Descending Order Reversely Constrained Optimal Design Method for Tall Building Structures under Wind Loading and Earthquake action

Optimal design of tall buildings is attracting increasing interests due to huge material consumption and structural costs. Design constraints are related with the design criteria of structural optimal design, and can be divided into several grades, say global constraints, assembly constraints, component constraints, sectional constraints and detailing constraints. Forwardly constrained optimal design (FCOD) method is widely applied in engineering practices. FCOD method begins with conserved initial structural member sizes after the selection of structural system and member layouts. FCOD method releases design constraints gradually with the descending order design procedure from global constraints to detailing constraints, and the structural material fat of final structural design is commonly high due to tight design schedule and limited resource input. Descending order reversely constrained optimal design method (DO-RCOD) tightens design constraints gradually in descending order, say global, assembly, sectional and detailing constraint grades.
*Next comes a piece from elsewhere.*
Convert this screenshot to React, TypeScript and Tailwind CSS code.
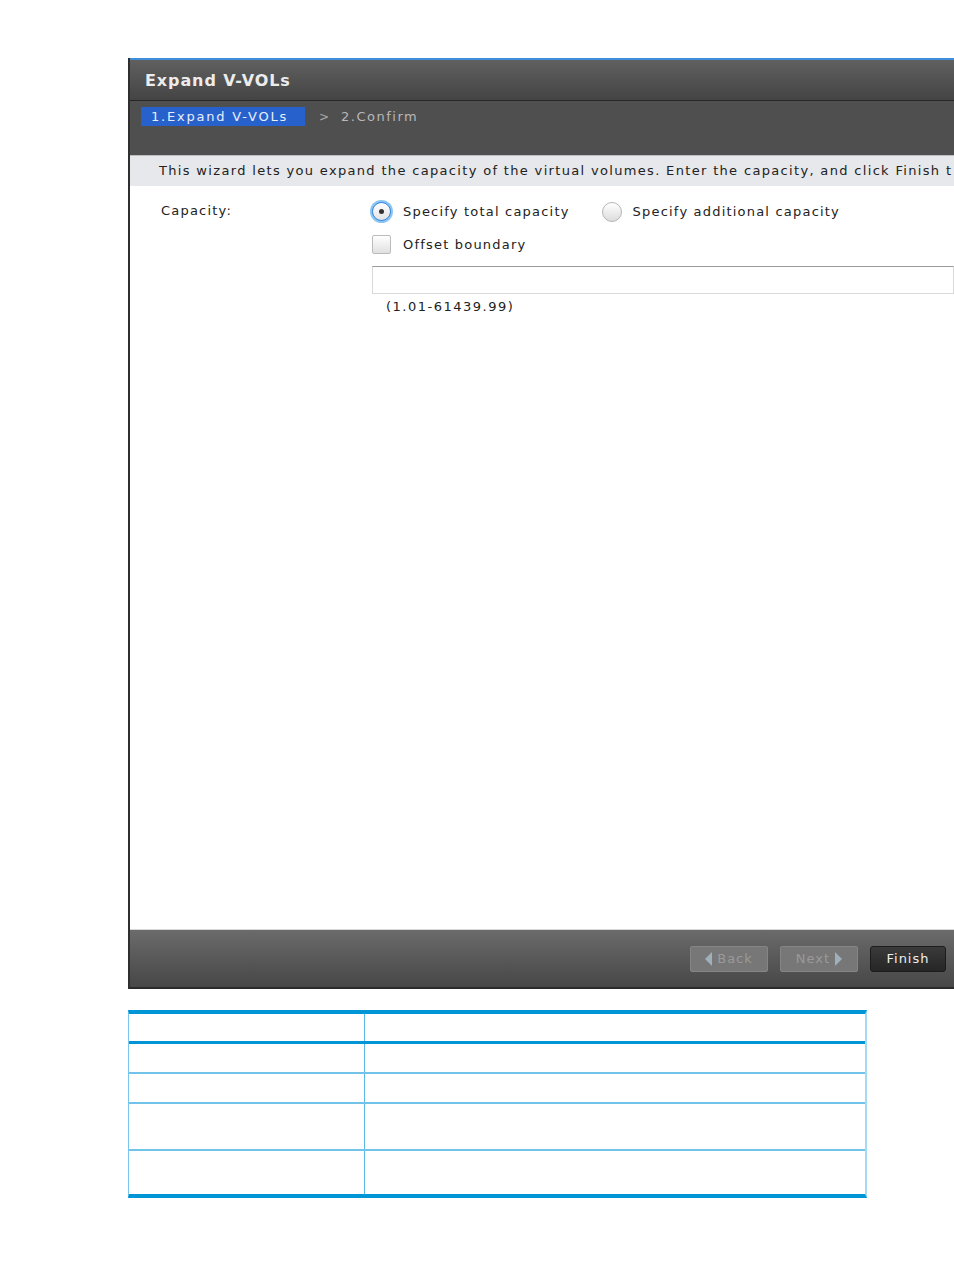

The constant incremental sensitivity analysis (CISA) method is applied in structural design of each constraint grade to compensate the under constrained design criteria with minimum material premium, and thus the structural material wastes are effectively reduced with enough structural safety required by the codes. A 10-storeys steel frame structure will be employed to illustrate the effectiveness of the DO-RCOD method under wind loading and earthquake action. The advantages of DO-RCOD method will be shown by comparing study between DO-RCOD results and DO-FCOD results.